Roll carefully over the dough so the butter stays inside the package. Rest the dough for 15 minutes on a baking sheet in the fridge so it doesn’t rise and the butter is kept cold. Remove from the fridge to repeat the process: roll to a rectangle and fold back on itself so you now have nine layers of butter. Rest in the fridge again. Repeat for a final time so you end up with yet another rectangle in three folds—and now 27 layers of butter. After a further fridge rest, your pastry is ready to shape into whatever you want to bake. If your hands or the dough get too warm, cool your hands in cold water, as the heat can spoil the end result.

Line two baking sheets with baking parchment. Carefully roll out the dough until you have a piece approx. 14 inches wide and 16 to 18 inches long (it will be quite thin). Cut down the middle lengthways so you are left with two rectangular pieces.

To make the almond paste, grate the marzipan into a bowl. Add the softened butter and sugar. Mix everything together until smooth. Add the almond paste down the middle of each piece of dough (leaving the sides clear), then add the raisins. Carefully fold each side of the dough into the middle, covering the filling but not overlapping the dough, and press down to make it stick. Transfer to the lined baking sheets. Leave to prove for at least another 30 minutes, then brush with the egg yolk and scatter the almonds and pearl sugar over, if using.

Preheat the oven to 400°F. Bake for 20 to 30 minutes until done. You will get some leaking out of butter—place another baking sheet in the bottom of the oven to catch the melted butter. Keep an eye on the kringler and if the tops of the pastry go too dark, cover with foil.

If you don’t want to make two kringler, you can bake one and freeze the other half of the dough. Alternatively, use the second half of the dough to make Danish pastries. These will bake in about 10 minutes. Makes 2 kringler.

Norwegian Mashed Swede

Swede—rutabaga—is an immensely popular root vegetable in Scandinavia. At Christmas, Norwegians serve it mashed with traditional dried and salted lamb ribs, but it also works very well for other dishes. In Sweden, a variation of this dish is called rotmos, adding a few potatoes to the swede to bring a more starchy result.

Norwegian Mashed Swede

Photo: Peter Cassidy
Norwegian Mashed Swede is a perfect dish for Christmas.

1 swede/rutabaga, about 2 ¼ lb.
2 carrots
3 ½ tbsps. butter
1⁄3 cup heavy cream
freshly grated nutmeg
1⁄3 cup meat stock (optional)
salt & freshly ground black pepper
fresh thyme, to garnish

Peel and cut the swede/rutabaga and carrots into equal-sized pieces, place in a pan and cover with water.

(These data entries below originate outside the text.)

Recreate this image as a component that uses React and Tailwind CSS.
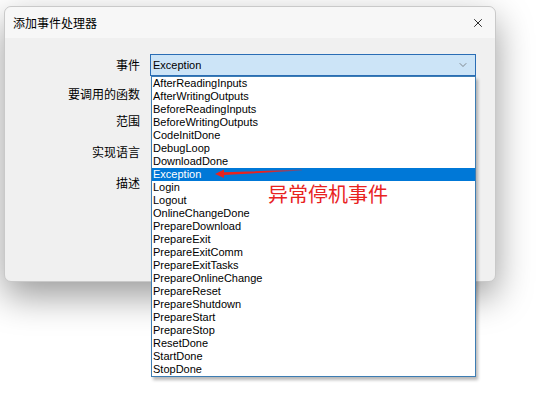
import { ChevronDown, X } from 'lucide-react'

const EVENTS = [
  'AfterReadingInputs',
  'AfterWritingOutputs',
  'BeforeReadingInputs',
  'BeforeWritingOutputs',
  'CodeInitDone',
  'DebugLoop',
  'DownloadDone',
  'Exception',
  'Login',
  'Logout',
  'OnlineChangeDone',
  'PrepareDownload',
  'PrepareExit',
  'PrepareExitComm',
  'PrepareExitTasks',
  'PrepareOnlineChange',
  'PrepareReset',
  'PrepareShutdown',
  'PrepareStart',
  'PrepareStop',
  'ResetDone',
  'StartDone',
  'StopDone',
]

const cjk = "font-['Noto_Sans_CJK_SC','Noto_Sans',sans-serif]"
const ui = "font-['Liberation_Sans',Arial,sans-serif]"

function Label({ children, h }) {
  return (
    <div className={`${h} flex items-center justify-end text-[12px] text-black ${cjk}`}>
      {children}
    </div>
  )
}

export default function App() {
  const selected = 'Exception'

  return (
    <div className="relative w-[541px] h-[410px] bg-white overflow-hidden pl-[4px] pt-[6px]">
      {/* dialog */}
      <div className="w-[492px] h-[276px] rounded-[7px] border border-[#c9c9c9] bg-[#f0f0f0] shadow-[0_14px_36px_rgba(0,0,0,0.4)] flex flex-col overflow-visible">
        <div className="h-[31px] shrink-0 rounded-t-[7px] bg-[#f7f7f7] flex items-center justify-between pl-[8px] pr-[10px]">
          <span className={`text-[12px] text-black ${cjk}`}>添加事件处理器</span>
          <X size={14} strokeWidth={1.4} className="text-black" />
        </div>

        <div className="grid grid-cols-[135px_1fr] gap-x-[10px] pt-[16px] pr-[19px]">
          <Label h="h-[22px]">事件</Label>
          <div className="relative h-[22px]">
            <div className={`h-full flex items-center justify-between border border-[#2a6db5] bg-[#cce4f7] pl-[2px] pr-[6px] text-[11px] text-black ${ui}`}>
              <span>{selected}</span>
              <ChevronDown size={12} strokeWidth={1.3} className="text-[#555]" />
            </div>

            {/* open dropdown list */}
            <div className="absolute z-10 top-full left-[1px] right-0 border border-[#3d7db3] bg-white shadow-[2px_3px_3px_rgba(0,0,0,0.28)]">
              {EVENTS.map((ev) => (
                <div
                  key={ev}
                  className={`h-[13px] leading-[13px] pl-[1px] text-[11px] whitespace-nowrap ${ui} ${
                    ev === selected ? 'bg-[#0078d7] text-white' : 'text-black'
                  }`}
                >
                  {ev}
                </div>
              ))}
            </div>
          </div>

          <Label h="h-[35px]">要调用的函数</Label>
          <div />
          <Label h="h-[20px]">范围</Label>
          <div />
          <Label h="h-[42px]">实现语言</Label>
          <div />
          <Label h="h-[20px]">描述</Label>
          <div />
        </div>
      </div>

      {/* annotation */}
      <svg className="absolute z-20 left-[212px] top-[164px]" width="92" height="16" viewBox="0 0 92 16">
        <defs>
          <linearGradient id="tail" x1="0" x2="1" y1="0" y2="0">
            <stop offset="0" stopColor="#e8231f" />
            <stop offset="0.6" stopColor="#e8231f" />
            <stop offset="1" stopColor="#e8231f" stopOpacity="0.35" />
          </linearGradient>
        </defs>
        <path d="M3 10 L12 5.5 L12 8.2 L90 5.6 L90 6.6 L12 11 L12 14 Z" fill="url(#tail)" />
      </svg>
      <div className={`absolute z-20 left-[268px] top-[181px] text-[20px] leading-[26px] text-[#e8231f] ${cjk}`}>
        异常停机事件
      </div>
    </div>
  )
}
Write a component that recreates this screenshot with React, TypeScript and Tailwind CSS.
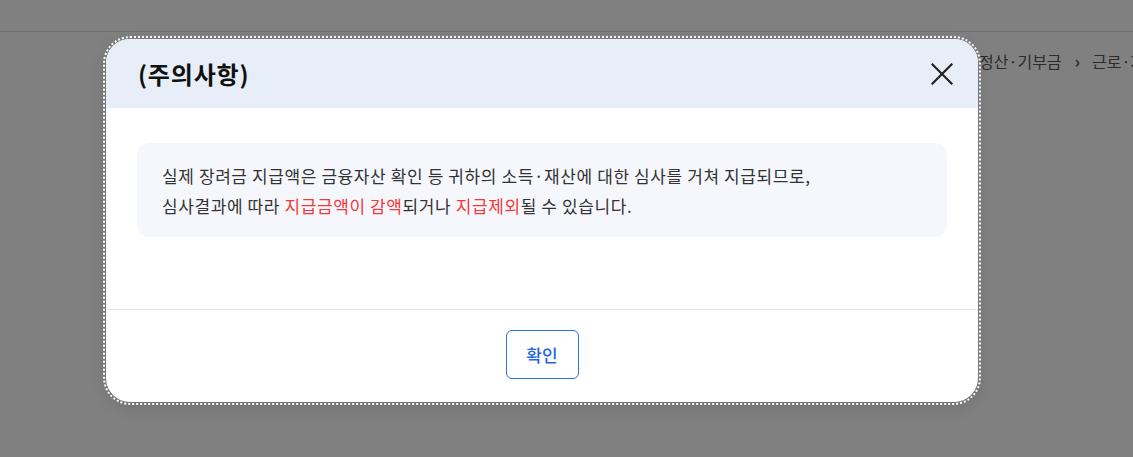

Bring to a boil and cook until they’re soft. Remove the vegetables from the pan, making sure you reserve the cooking water. Keep the vegetables warm by covering them with foil if you can’t mash them immediately.

Using a masher, add the butter, cream and nutmeg to the vegetables and mash until smooth. Taste, and add the cooking water (and the stock, if using) to taste. If you prefer a smoother mash, you can blitz it in a food processor or with a stick blender. Season to taste, sprinkle with thyme leaves, and serve. Serves 4.

Daytona Strong is The Norwegian American’s Taste of Norway Editor. She writes about her family’s Norwegian heritage through the lens of food at her Scandinavian food blog, www.outside-oslo.com. Find her on Facebook  (www.facebook.com/OutsideOslo), Twitter (@daytonastrong), Pinterest (@daytonastrong), and Instagram (@daytonastrong).

Recipes, headnotes, and photographs in this spread reprinted with permission. Text by Brontë Aurell. Published by Ryland Peters & Small, October 2018.

This article originally appeared in the November 30, 2018, issue of The Norwegian American. To subscribe, visit SUBSCRIBE or call us at (206) 784-4617.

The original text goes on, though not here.